I was reading in Tim Clarkson’s The Picts: A History today. Clarkson was discussing how the Pictish kings have a very small number of names, even though they all have different fathers and are from apparently different patrilinear families. Clarkson supports the traditional matrilinear succession.
He discusses various ideas about why there is such a small number of Pictish names used for their kings — Bridei, Talorc(an), Drust [Drustan/Tristain], Domangart, etc. The one idea he doesn’t mention, and no one has that I know of, is that there is such a small number of names because they are being named by their mothers. If it is matrilinear succession then it is a female kindred that power passes among the sons of a group of related women. These women give their sons names that are common in their families, names of their brothers in particular. A fairly small group of related women, all cousins, would have a fairly small group of familial names to give.
There is this idea that the Picts had matrilinear succession but that their women were powerless. I don’t think that is true at all. Their women had prestige and honor. I only know of two sources of information about Pictish women, a Roman era account that talks about the arrogance of Pictish women ( not unlike the queen of the Brigantes, whose husband was the ruler.) These women certainly had prestigue. I actually think the role of women among the Brigantes at the time of the Roman conquest could give us a great deal of insight into Pictish practices. I also recall reading an archaeology report of a Pictish cemetery were the highest status pagan burials were all female. Like the queen of the Brigantes, Pictish royal women may have had religious roles that trumped political actions by their husbands or sons. Ironically, that reminds of of a very high status Scythian female burial found several years ago (Pictophiles will understand why I’m reminded of this. 🙂 ). If matrilinear succession and female status was based on female religious roles then it may follow that matrilinear succession broke down within a century or so of the conversion to Christianity.

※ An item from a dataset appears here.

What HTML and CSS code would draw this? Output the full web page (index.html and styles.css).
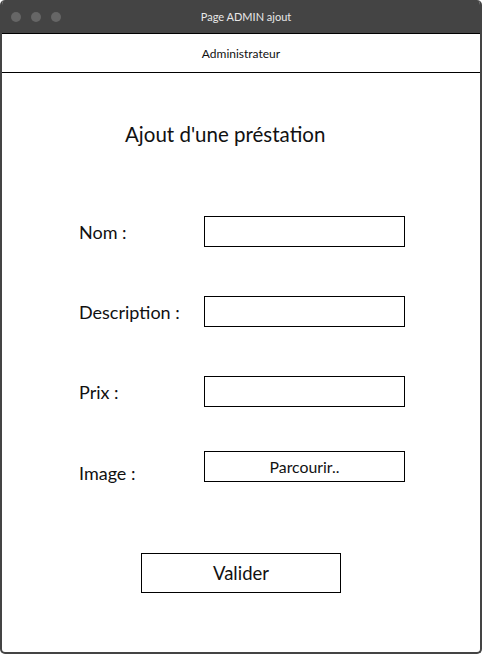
FILE: index.html
```html
<!DOCTYPE html>
<html lang="fr">
<head>
<meta charset="utf-8">
<title>Page ADMIN ajout</title>
<link rel="stylesheet" href="styles.css">
</head>
<body>
<div class="window">
  <div class="titlebar">
    <div class="dots"><span class="dot"></span><span class="dot"></span><span class="dot"></span></div>
    <div class="wintitle">Page ADMIN ajout</div>
    <div></div>
  </div>
  <div class="header">Administrateur</div>
  <div class="content">
    <h1 class="title">Ajout d'une préstation</h1>
    <div class="form">
      <div class="row"><span class="label">Nom :</span><span class="field"></span></div>
      <div class="row"><span class="label">Description :</span><span class="field"></span></div>
      <div class="row"><span class="label">Prix :</span><span class="field"></span></div>
      <div class="row row-image"><span class="label label-image">Image :</span><span class="field field-btn">Parcourir..</span></div>
    </div>
    <div class="submit">Valider</div>
  </div>
</div>
</body>
</html>
```
FILE: styles.css
```css
html, body {
  margin: 0;
  padding: 0;
  background: #fff;
}
body {
  font-family: Lato, "Liberation Sans", sans-serif;
  color: #111;
}
.window {
  width: 482px;
  height: 654px;
  box-sizing: border-box;
  border: 2px solid #444;
  border-top: none;
  border-radius: 5px;
  overflow: hidden;
  display: flex;
  flex-direction: column;
  background: #fff;
}
.titlebar {
  height: 33px;
  flex: none;
  background: #444;
  display: grid;
  grid-template-columns: 1fr auto 1fr;
  align-items: center;
  margin: 0 -2px;
}
.dots {
  display: flex;
  gap: 10px;
  padding-left: 11px;
}
.dot {
  width: 10px;
  height: 10px;
  border-radius: 50%;
  background: #666;
}
.wintitle {
  color: #e8e8e8;
  font-size: 11px;
  padding-left: 10px;
}
.header {
  height: 40px;
  flex: none;
  box-sizing: border-box;
  border-top: 1.5px solid #000;
  border-bottom: 1.5px solid #000;
  margin: 0 -2px;
  display: flex;
  align-items: center;
  justify-content: center;
  font-size: 12px;
  color: #111;
}
.content {
  padding-left: 77px;
}
.title {
  margin: 49px 0 0 46px;
  font-size: 20.5px;
  line-height: 24px;
  font-weight: normal;
}
.form {
  margin-top: 70px;
  display: flex;
  flex-direction: column;
  gap: 49px;
}
.row {
  display: flex;
  align-items: center;
  height: 31px;
}
.row-image {
  margin-top: -5px;
}
.label {
  width: 125px;
  font-size: 18px;
}
.label-image {
  padding-top: 12px;
}
.field {
  width: 201px;
  height: 31px;
  box-sizing: border-box;
  border: 1.5px solid #000;
}
.field-btn {
  display: flex;
  align-items: center;
  justify-content: center;
  font-size: 15.8px;
}
.submit {
  margin: 71px 0 0 62px;
  width: 200px;
  height: 40px;
  box-sizing: border-box;
  border: 1.5px solid #000;
  display: flex;
  align-items: center;
  justify-content: center;
  font-size: 18.5px;
}
```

I know some of you are thinking that this is impossible because fathers name children. Really? Give me one good reference for that. I can give one to the contrary. I remember reading in Ian Wood’s book The Missionary Life how Alcuin’s Life of Willibrord actually says that his mother named him, but that translators always change this to his father in the English editions — translator’s bias. Also, if you think of about Anglo-Saxon naming there is good reason to think that mothers did name the children. It explains why there are so many name elements common in the mothers family among the children. Consider the names of Eanflaed of Northumbria’s children: Ecgfrith (pronounced Edgefrith), Ælfwine, Osthryth, and Ælfflaed. These names match better with Eanflaed, daughter of Edwin (Eadwine), sister of Eadfrith and Osfrith, neice of Ælfric than for the family of Oswiu son of Æthelfrith. Note that Os- and -frith are also found in Eanflaed’s family; indeed, an Osfrith was her eldest brother. Now it is in the interest of a woman for her children to be successful among their fathers family because sons are a mothers social security, so mothers will take this into consideration in naming children. Also it is usually mothers who insist that sons are named after their fathers. I recall reading that boys that are named after their fathers today usually sons of single mothers. Naming a child after the father is a way of declaring paturnity. It was unusual for a medieval boy to have the exact same name as his father, but they often alliterate. It also fits for a mother to name the children because children are part of the woman’s sphere until they reach at least age 7. Consider how many children didn’t survive infantcy (age 7); many children never left the mother’s sphere of authority.